Macy’s joined the Fifteen Percent Pledge in 2020 and by March 2022 had quintupled the number of Black-owned products it sells (Bloomberg). Also in 2022, Macy’s invested $30 million in a funding program for underrepresented and diverse-owned businesses. The program, called S.P.U.R. Pathways, will ultimately provide access to $200 million through partnerships.

In 2020, home furnishings chain West Elm, in addition to committing to boost its selection of Black-owned brands to 15%, also pledged to increase its collaborations with Black designers and artists, as well as the number of Black employees in its corporate workforce, to at least 15%.

in 2021 committed to investing more than $2 billion in Black-owned businesses by 2025. This includes a goal of doubling the number of Black-owned brands it sells. As of the spring of 2022, Target offered more than 100 Black-owned brands and had increased its investments with Black-owned businesses and suppliers by more than 50%.

In 2021, WalmartWMT
directed $2.9 million in new grants to organizations that provide finance and business education to Black business owners, according to Winsight Grocery Business. Walmart’s “Black & Unlimited” microsite is dedicated to Black-founded brands and their founders.

in 2021 introduced its Black Business Accelerator, a suite of resources, including financing, education and marketing support, for Black-owned businesses that sell on the site. Amazon has committed $150 million, over four years, to help thousands of Black-owned businesses.

Sephora was the first major company

to commit to the Fifteen Percent Pledge, reported Glossy magazine. At the time, it counted eight Black-owned brands, which by 2022 it had more than doubled. The beauty chain Ulta, which also joined the Fifteen Percent Pledge, had also more than doubled the number of black-owned brands it carried in 2021, to 28 from 13, CNBC reported.

It’s into this environment that Black Beauty Collective is strutting its stuff, seizing an opportunity that has been unrecognized, or ignored, for too long.

5 Characteristics Of Black Consumer Spending

Catering to the preferences and needs of the Black customer, however, takes more than putting brands on shelves. It takes an investment in the behavioral analytics of a complex, diversified and evolving population.

Here’s what retailers can learn from efforts such as that of the Black Beauty Collective, and others.

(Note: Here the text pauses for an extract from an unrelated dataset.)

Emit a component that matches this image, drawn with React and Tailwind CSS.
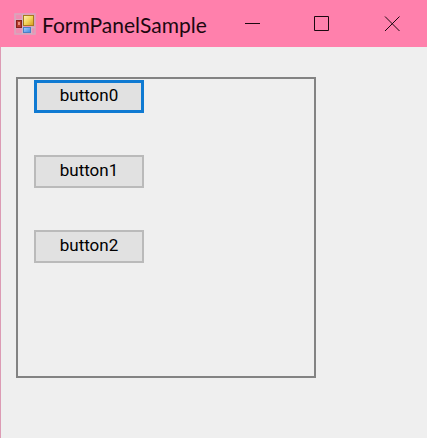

  1. Black consumers give equal support for support. Of the social causes that influence their purchases, Black shoppers are the most likely to spend with retailers and brands with programs to end racial injustice (56%), promote equality (53%) and reduce food insecurity (53%), Nielsen reports.
  2. They want to see themselves in the goods. Black consumers are 162% more likely than the average U.S. consumer to feel good about seeing celebrities that share their ethnic backgrounds, according to a report by Katz Multicultural. Brands and retail destinations can improve representation not just on packaging, but on messaging and signage.
  3. They are less brand-committed. Black shoppers are 25% more likely to switch brands than non-Black consumers, McKinsey reports. The findings suggest that the lack of loyalty stems from a sense of neglect and underappreciation.
  4. Black consumers are more likely to “smart” shop. Because of disparities in broadband connections and computer availability, Black shoppers are more “mobile first” than the rest of the population, McKinsey finds. This makes them more likely to shop with digital apps, so investments in marketing communications that reflect these buyers would likely be sound ones.
  5. And Black consumers buy a lot of non-Black beauty products. Yes, Black shoppers spend a bunch of money on ethnic hair and beauty – an estimated $54 million of $63 million, according to a 2018 Nielsen report. But they also spend more than their population size in overall beauty, including women’s fragrance (22.4% of total spending) and men’s toiletries (20%).

The Black Opportunity Runs Deeper Than Skin Color

The benefits of recognizing the Black market should not be quantified in percentages or dollars, however. It should be valued in what it reaps toward awareness. By proactively inviting Black-owned brands to represent on the shelves, retail leaders are agreeing to a cultural enlightenment.

In short, they’re learning to unlearn their standard practices. Black-owned brands and their creators bring much more than product to the shelf; they bring new thinking. They’re opening doors to a more collaborative, inclusive marketplace; one where everyone counts, equally.